* EXERCISE DETAILS: Retype exactly the lines from the first one through the line with "h-[34px] rounded-[4px] border", including both ends; skip any pictures.

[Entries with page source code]

————————

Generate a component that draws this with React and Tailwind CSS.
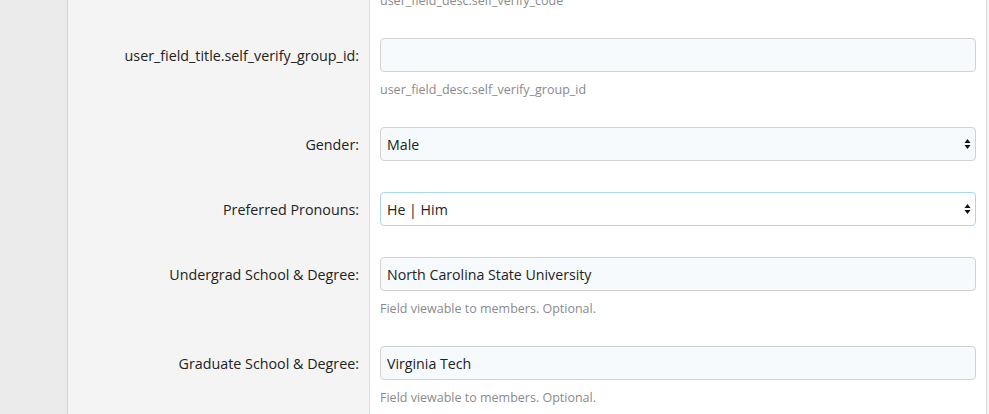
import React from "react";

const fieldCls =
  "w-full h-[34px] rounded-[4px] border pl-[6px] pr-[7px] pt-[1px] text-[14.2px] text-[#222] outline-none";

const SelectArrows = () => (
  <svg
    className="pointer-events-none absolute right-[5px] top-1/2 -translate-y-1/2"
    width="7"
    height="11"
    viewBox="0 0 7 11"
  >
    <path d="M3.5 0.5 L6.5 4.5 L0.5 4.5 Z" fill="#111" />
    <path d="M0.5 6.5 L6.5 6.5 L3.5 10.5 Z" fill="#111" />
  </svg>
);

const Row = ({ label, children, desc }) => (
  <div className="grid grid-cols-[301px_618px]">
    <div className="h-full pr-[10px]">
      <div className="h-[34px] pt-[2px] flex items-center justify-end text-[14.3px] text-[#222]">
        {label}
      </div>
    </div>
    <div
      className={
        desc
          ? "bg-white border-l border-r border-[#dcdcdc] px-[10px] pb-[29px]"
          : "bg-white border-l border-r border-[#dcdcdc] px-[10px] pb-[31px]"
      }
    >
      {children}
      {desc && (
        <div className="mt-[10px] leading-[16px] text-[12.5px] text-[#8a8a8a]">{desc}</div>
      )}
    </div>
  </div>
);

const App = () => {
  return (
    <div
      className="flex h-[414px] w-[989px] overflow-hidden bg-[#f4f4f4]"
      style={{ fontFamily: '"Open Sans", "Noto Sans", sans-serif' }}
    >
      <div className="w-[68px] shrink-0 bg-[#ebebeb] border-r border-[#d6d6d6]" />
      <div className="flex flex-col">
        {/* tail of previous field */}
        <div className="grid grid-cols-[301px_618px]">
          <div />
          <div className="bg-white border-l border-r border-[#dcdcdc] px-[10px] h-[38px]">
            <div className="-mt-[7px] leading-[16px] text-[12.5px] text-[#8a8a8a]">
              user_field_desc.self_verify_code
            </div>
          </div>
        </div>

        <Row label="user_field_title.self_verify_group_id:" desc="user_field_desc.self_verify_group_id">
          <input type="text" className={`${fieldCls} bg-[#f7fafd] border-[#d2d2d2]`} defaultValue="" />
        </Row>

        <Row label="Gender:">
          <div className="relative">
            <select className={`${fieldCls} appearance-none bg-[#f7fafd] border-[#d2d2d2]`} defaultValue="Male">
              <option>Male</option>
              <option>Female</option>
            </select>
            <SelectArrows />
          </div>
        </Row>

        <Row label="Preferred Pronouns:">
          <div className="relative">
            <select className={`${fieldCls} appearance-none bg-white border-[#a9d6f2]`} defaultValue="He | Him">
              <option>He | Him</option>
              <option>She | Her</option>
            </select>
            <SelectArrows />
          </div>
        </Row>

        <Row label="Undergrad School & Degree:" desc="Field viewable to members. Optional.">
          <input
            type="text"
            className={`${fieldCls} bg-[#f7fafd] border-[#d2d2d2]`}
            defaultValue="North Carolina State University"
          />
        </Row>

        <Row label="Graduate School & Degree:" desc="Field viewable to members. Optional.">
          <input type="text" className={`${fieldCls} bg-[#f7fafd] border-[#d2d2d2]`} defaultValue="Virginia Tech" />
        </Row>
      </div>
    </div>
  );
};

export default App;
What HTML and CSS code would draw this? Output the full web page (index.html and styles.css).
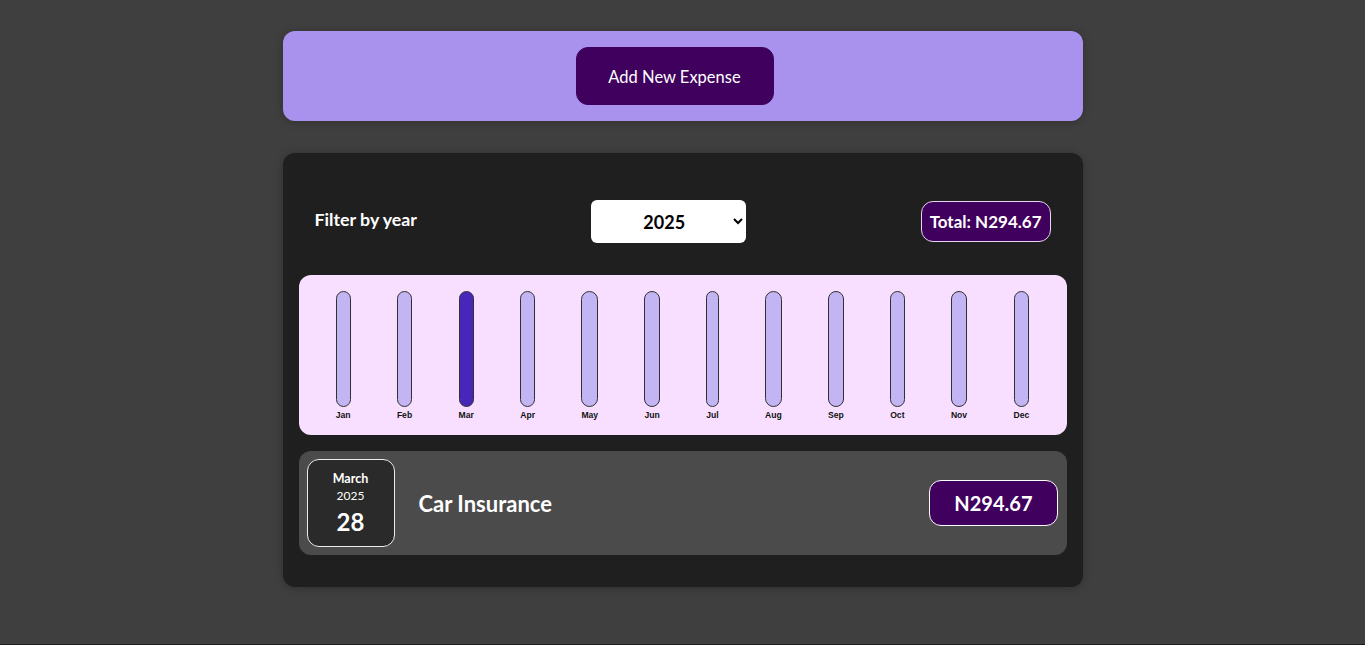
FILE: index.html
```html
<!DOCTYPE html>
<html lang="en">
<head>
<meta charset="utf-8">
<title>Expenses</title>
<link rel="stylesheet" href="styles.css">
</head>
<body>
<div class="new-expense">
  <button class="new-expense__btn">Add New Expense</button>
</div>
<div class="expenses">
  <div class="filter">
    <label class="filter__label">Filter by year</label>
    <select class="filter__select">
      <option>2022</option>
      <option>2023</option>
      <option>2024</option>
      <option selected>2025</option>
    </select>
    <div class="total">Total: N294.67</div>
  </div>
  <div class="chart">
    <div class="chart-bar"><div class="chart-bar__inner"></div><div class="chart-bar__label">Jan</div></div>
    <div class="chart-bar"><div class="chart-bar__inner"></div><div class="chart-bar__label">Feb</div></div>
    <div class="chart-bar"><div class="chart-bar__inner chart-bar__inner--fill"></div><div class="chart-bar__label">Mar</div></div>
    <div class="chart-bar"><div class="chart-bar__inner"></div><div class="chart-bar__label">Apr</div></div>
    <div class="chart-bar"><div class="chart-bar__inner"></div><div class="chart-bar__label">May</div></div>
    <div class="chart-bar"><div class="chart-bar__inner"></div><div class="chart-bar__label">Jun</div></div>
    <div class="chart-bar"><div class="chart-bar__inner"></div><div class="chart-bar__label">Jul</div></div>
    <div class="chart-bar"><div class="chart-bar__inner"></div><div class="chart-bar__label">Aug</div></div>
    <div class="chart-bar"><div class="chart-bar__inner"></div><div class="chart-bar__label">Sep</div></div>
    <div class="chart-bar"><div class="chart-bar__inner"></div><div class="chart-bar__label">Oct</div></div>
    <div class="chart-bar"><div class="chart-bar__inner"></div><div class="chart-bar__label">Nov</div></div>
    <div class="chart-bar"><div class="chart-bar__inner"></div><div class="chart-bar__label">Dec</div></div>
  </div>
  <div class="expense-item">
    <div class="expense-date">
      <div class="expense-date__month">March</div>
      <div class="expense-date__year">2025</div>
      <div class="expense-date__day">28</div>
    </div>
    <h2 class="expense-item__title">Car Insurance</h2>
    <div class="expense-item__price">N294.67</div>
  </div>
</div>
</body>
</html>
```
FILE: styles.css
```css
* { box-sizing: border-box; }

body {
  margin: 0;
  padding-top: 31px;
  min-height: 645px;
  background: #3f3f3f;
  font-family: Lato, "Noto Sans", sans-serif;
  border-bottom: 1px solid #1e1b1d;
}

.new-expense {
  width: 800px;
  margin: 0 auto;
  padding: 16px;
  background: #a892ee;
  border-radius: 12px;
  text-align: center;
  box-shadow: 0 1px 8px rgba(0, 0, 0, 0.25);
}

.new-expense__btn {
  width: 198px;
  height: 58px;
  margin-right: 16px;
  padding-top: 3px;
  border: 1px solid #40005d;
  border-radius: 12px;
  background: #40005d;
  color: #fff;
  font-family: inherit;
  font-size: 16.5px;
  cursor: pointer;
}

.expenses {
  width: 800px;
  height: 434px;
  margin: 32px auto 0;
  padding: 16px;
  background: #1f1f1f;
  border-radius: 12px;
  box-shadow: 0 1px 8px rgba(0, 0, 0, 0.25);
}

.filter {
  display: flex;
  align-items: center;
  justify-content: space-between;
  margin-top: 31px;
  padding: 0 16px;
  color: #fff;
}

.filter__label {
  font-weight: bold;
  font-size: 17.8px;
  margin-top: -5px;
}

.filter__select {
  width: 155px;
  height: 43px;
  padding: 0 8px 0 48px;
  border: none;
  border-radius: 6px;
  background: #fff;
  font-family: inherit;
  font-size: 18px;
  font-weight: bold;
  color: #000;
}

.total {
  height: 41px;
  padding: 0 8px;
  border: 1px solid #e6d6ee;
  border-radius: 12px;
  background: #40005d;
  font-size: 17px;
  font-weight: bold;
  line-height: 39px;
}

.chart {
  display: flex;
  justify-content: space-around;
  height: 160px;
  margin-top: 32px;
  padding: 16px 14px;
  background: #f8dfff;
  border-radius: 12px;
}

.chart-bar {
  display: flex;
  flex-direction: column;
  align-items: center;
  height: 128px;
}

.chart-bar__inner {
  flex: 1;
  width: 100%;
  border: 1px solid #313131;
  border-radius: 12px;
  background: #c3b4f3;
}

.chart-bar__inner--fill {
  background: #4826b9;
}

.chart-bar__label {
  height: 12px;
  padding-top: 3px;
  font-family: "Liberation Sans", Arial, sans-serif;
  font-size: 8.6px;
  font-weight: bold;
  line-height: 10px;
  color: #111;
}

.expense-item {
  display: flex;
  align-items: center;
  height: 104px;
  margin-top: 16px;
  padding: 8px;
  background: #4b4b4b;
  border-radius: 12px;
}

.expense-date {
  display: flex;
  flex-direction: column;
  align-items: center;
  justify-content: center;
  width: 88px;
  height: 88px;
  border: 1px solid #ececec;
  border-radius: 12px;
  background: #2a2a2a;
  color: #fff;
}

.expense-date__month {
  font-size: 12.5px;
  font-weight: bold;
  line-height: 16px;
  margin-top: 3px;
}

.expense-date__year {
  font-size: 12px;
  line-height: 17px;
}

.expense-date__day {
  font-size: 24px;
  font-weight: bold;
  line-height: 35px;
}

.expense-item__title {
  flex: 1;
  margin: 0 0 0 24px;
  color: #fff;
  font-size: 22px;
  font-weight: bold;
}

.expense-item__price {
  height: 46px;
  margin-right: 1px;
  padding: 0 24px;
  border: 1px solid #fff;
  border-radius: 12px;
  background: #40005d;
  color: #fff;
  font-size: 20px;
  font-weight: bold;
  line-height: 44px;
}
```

————————

* CORRECT OUTPUT:
Generate a component that draws this with React and Tailwind CSS.
import React from "react";

const fieldCls =
  "w-full h-[34px] rounded-[4px] border pl-[6px] pr-[7px] pt-[1px] text-[14.2px] text-[#222] outline-none";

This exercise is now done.